Notice that we are writing the new plot in a different path: figures/.

Challenge

  • Explore the i2extras::fit_curve() to fit a model to the incidence curve.
  • Save the output table in the corresponding folder.
  • You can reuse the incidence2 object as input in the same file.
  • Remember to update the renv status if you need to install and use a new package for this task

Automate your analysis

The easiest step to forget!

Lastly, list all .R scripts and .Rmd in a sequential order in the make.R file after line 32:

R

## Run Project ----

# List all R scripts in a sequential order and using the following form:
# source(here::here("analyses", "script_X.R"))

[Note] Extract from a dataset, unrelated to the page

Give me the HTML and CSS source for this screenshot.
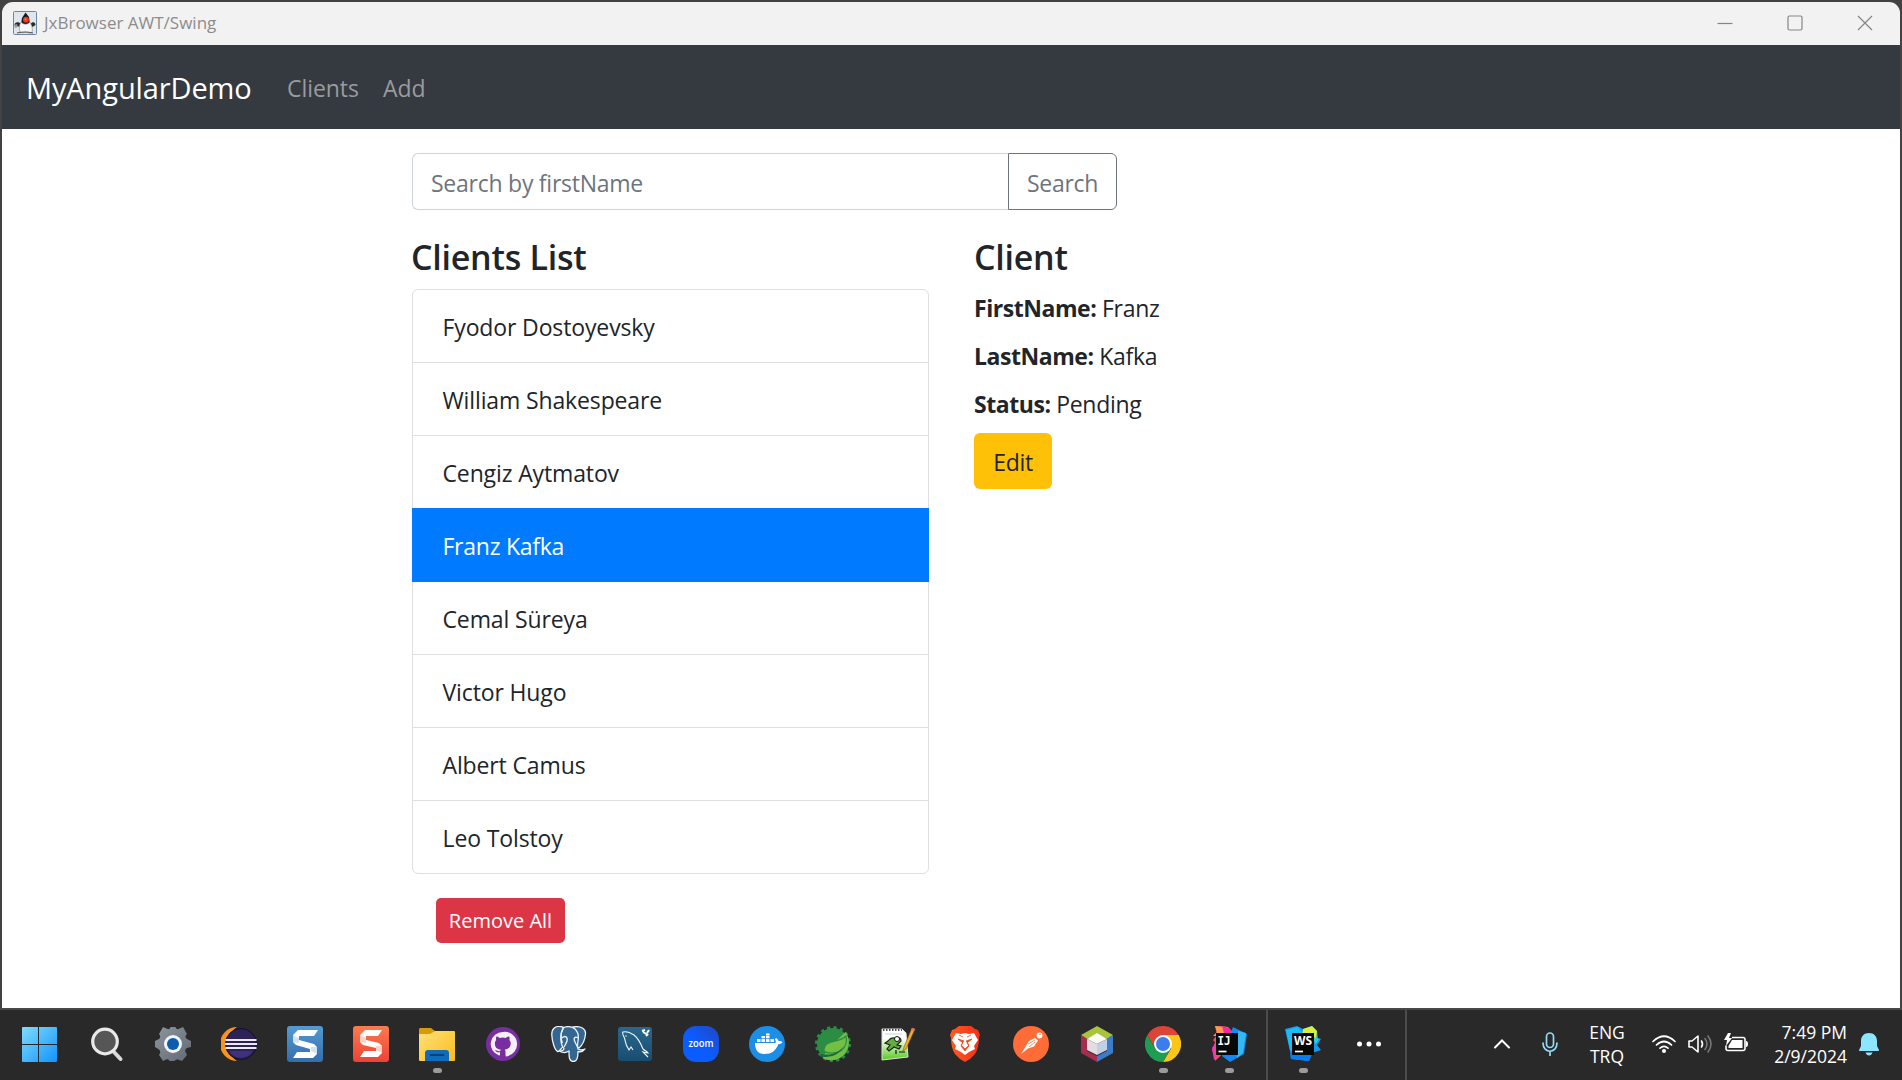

source(here::here("analyses", "01-clean.R"))
source(here::here("analyses", "02-plot.R"))

Checklist

Reproducible research features


We defined Reproducible research as a practice that wants to ensure that anyone with access to data inputs and software can feasibly generate the outputs to check or build on them.

A key feature of this practice is the combination of renv with the make.R file. With this file, and any other more sophisticated alternatives like GNU Make or targets, we are sure that we:

  • Can feasibly regenerate the outputs.
  • Can inform about the reliability of the project.
  • Have an isolated time-proof capsule of dependencies.

Key Points

  • A dependency is a package that your project needs to run.

  • Use the DESCRIPTION file to register your project dependencies.

  • Use renv to isolate and create package-specific reproducible environments for your dependencies.

  • Use the folder template to differentiate your raw-data/ and derived-data/.

  • Save analysis and generated files in isolated folders like analyses/, figures/, and outputs/.

  • Use the make.R to list your analysis scripts and facilitate the regeneration of all your outputs.

  • Reproducible environments and Make files are features related to Reproducible research.